## Problem details
Extract the whole listing as it stands. Do not include the pictures.

Data entries:
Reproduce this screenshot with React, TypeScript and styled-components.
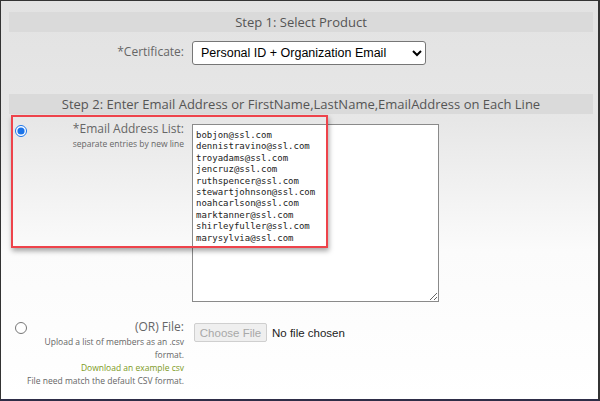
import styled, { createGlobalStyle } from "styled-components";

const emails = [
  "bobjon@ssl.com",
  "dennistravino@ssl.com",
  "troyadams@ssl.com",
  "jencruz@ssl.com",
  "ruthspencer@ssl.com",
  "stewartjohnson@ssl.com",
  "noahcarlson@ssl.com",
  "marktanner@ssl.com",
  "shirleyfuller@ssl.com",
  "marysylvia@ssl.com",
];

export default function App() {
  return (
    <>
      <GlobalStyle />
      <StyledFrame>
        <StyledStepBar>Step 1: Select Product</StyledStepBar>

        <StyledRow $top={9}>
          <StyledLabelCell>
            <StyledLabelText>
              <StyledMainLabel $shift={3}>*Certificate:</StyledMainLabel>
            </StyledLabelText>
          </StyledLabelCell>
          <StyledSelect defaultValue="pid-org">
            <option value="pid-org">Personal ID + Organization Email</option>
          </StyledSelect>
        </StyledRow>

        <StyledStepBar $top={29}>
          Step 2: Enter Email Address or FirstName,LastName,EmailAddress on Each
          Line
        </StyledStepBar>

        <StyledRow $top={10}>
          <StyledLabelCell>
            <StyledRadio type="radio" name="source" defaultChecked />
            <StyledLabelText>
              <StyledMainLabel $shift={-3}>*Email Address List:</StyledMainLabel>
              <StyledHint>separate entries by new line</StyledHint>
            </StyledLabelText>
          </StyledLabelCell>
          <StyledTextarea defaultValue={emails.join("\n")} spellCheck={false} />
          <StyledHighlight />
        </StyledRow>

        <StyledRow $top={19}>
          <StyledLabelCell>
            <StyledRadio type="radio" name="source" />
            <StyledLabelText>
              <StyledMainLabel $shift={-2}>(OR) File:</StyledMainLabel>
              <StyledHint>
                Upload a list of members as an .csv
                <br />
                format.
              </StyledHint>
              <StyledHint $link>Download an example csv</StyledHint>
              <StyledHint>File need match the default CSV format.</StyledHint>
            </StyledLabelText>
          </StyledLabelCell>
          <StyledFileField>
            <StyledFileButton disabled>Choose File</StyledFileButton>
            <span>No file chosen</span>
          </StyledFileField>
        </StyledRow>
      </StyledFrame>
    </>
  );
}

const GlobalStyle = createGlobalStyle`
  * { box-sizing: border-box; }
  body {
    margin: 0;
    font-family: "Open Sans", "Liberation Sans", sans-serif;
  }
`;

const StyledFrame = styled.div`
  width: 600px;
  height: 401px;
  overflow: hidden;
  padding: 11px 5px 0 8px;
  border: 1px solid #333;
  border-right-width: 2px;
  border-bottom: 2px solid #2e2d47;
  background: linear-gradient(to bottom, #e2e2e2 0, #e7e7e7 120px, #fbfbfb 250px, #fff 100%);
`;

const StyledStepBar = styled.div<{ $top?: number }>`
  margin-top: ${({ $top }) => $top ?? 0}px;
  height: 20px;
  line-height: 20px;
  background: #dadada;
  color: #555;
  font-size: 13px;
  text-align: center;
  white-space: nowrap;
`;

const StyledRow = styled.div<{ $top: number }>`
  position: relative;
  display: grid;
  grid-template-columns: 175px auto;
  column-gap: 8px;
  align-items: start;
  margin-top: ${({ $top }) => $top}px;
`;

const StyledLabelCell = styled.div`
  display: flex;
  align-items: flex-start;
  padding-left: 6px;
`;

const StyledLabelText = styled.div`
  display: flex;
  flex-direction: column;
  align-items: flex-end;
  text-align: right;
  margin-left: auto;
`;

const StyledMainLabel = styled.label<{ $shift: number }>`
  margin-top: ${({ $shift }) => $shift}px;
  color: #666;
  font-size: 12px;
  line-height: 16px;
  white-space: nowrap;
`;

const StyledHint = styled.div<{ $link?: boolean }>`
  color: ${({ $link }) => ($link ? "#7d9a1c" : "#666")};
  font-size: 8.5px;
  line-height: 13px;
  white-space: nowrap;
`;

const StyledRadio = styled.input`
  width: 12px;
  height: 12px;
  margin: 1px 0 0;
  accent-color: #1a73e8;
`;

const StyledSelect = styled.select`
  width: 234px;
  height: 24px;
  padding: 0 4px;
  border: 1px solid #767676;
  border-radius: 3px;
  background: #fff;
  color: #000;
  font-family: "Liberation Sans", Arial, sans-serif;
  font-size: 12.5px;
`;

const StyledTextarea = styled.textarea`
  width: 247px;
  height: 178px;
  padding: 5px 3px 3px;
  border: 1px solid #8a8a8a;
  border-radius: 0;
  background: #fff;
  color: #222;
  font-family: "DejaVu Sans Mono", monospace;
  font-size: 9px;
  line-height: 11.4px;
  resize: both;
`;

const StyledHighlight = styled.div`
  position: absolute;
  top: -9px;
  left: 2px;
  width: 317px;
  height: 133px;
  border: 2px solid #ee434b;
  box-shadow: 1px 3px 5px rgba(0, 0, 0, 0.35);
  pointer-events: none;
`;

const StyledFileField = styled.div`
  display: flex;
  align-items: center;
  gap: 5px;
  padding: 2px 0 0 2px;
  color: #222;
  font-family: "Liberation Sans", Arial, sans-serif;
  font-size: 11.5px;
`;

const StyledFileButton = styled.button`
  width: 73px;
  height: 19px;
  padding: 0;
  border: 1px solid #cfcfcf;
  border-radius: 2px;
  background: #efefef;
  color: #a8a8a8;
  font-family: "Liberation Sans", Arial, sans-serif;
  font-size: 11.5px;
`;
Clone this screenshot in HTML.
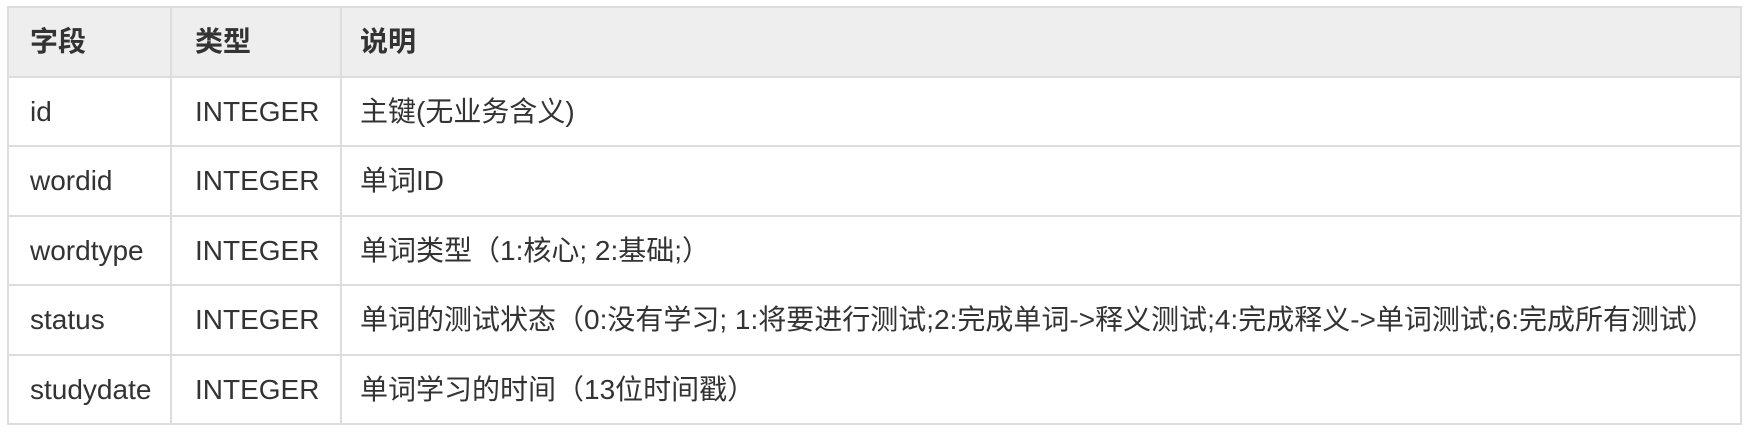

## The result
Reproduce this screenshot with React, TypeScript and styled-components.
import styled, { createGlobalStyle } from "styled-components";

const emails = [
  "bobjon@ssl.com",
  "dennistravino@ssl.com",
  "troyadams@ssl.com",
  "jencruz@ssl.com",
  "ruthspencer@ssl.com",
  "stewartjohnson@ssl.com",
  "noahcarlson@ssl.com",
  "marktanner@ssl.com",
  "shirleyfuller@ssl.com",
  "marysylvia@ssl.com",
];

export default function App() {
  return (
    <>
      <GlobalStyle />
      <StyledFrame>
        <StyledStepBar>Step 1: Select Product</StyledStepBar>

        <StyledRow $top={9}>
          <StyledLabelCell>
            <StyledLabelText>
              <StyledMainLabel $shift={3}>*Certificate:</StyledMainLabel>
            </StyledLabelText>
          </StyledLabelCell>
          <StyledSelect defaultValue="pid-org">
            <option value="pid-org">Personal ID + Organization Email</option>
          </StyledSelect>
        </StyledRow>

        <StyledStepBar $top={29}>
          Step 2: Enter Email Address or FirstName,LastName,EmailAddress on Each
          Line
        </StyledStepBar>

        <StyledRow $top={10}>
          <StyledLabelCell>
            <StyledRadio type="radio" name="source" defaultChecked />
            <StyledLabelText>
              <StyledMainLabel $shift={-3}>*Email Address List:</StyledMainLabel>
              <StyledHint>separate entries by new line</StyledHint>
            </StyledLabelText>
          </StyledLabelCell>
          <StyledTextarea defaultValue={emails.join("\n")} spellCheck={false} />
          <StyledHighlight />
        </StyledRow>

        <StyledRow $top={19}>
          <StyledLabelCell>
            <StyledRadio type="radio" name="source" />
            <StyledLabelText>
              <StyledMainLabel $shift={-2}>(OR) File:</StyledMainLabel>
              <StyledHint>
                Upload a list of members as an .csv
                <br />
                format.
              </StyledHint>
              <StyledHint $link>Download an example csv</StyledHint>
              <StyledHint>File need match the default CSV format.</StyledHint>
            </StyledLabelText>
          </StyledLabelCell>
          <StyledFileField>
            <StyledFileButton disabled>Choose File</StyledFileButton>
            <span>No file chosen</span>
          </StyledFileField>
        </StyledRow>
      </StyledFrame>
    </>
  );
}

const GlobalStyle = createGlobalStyle`
  * { box-sizing: border-box; }
  body {
    margin: 0;
    font-family: "Open Sans", "Liberation Sans", sans-serif;
  }
`;

const StyledFrame = styled.div`
  width: 600px;
  height: 401px;
  overflow: hidden;
  padding: 11px 5px 0 8px;
  border: 1px solid #333;
  border-right-width: 2px;
  border-bottom: 2px solid #2e2d47;
  background: linear-gradient(to bottom, #e2e2e2 0, #e7e7e7 120px, #fbfbfb 250px, #fff 100%);
`;

const StyledStepBar = styled.div<{ $top?: number }>`
  margin-top: ${({ $top }) => $top ?? 0}px;
  height: 20px;
  line-height: 20px;
  background: #dadada;
  color: #555;
  font-size: 13px;
  text-align: center;
  white-space: nowrap;
`;

const StyledRow = styled.div<{ $top: number }>`
  position: relative;
  display: grid;
  grid-template-columns: 175px auto;
  column-gap: 8px;
  align-items: start;
  margin-top: ${({ $top }) => $top}px;
`;

const StyledLabelCell = styled.div`
  display: flex;
  align-items: flex-start;
  padding-left: 6px;
`;

const StyledLabelText = styled.div`
  display: flex;
  flex-direction: column;
  align-items: flex-end;
  text-align: right;
  margin-left: auto;
`;

const StyledMainLabel = styled.label<{ $shift: number }>`
  margin-top: ${({ $shift }) => $shift}px;
  color: #666;
  font-size: 12px;
  line-height: 16px;
  white-space: nowrap;
`;

const StyledHint = styled.div<{ $link?: boolean }>`
  color: ${({ $link }) => ($link ? "#7d9a1c" : "#666")};
  font-size: 8.5px;
  line-height: 13px;
  white-space: nowrap;
`;

const StyledRadio = styled.input`
  width: 12px;
  height: 12px;
  margin: 1px 0 0;
  accent-color: #1a73e8;
`;

const StyledSelect = styled.select`
  width: 234px;
  height: 24px;
  padding: 0 4px;
  border: 1px solid #767676;
  border-radius: 3px;
  background: #fff;
  color: #000;
  font-family: "Liberation Sans", Arial, sans-serif;
  font-size: 12.5px;
`;

const StyledTextarea = styled.textarea`
  width: 247px;
  height: 178px;
  padding: 5px 3px 3px;
  border: 1px solid #8a8a8a;
  border-radius: 0;
  background: #fff;
  color: #222;
  font-family: "DejaVu Sans Mono", monospace;
  font-size: 9px;
  line-height: 11.4px;
  resize: both;
`;

const StyledHighlight = styled.div`
  position: absolute;
  top: -9px;
  left: 2px;
  width: 317px;
  height: 133px;
  border: 2px solid #ee434b;
  box-shadow: 1px 3px 5px rgba(0, 0, 0, 0.35);
  pointer-events: none;
`;

const StyledFileField = styled.div`
  display: flex;
  align-items: center;
  gap: 5px;
  padding: 2px 0 0 2px;
  color: #222;
  font-family: "Liberation Sans", Arial, sans-serif;
  font-size: 11.5px;
`;

const StyledFileButton = styled.button`
  width: 73px;
  height: 19px;
  padding: 0;
  border: 1px solid #cfcfcf;
  border-radius: 2px;
  background: #efefef;
  color: #a8a8a8;
  font-family: "Liberation Sans", Arial, sans-serif;
  font-size: 11.5px;
`;
Clone this screenshot in HTML.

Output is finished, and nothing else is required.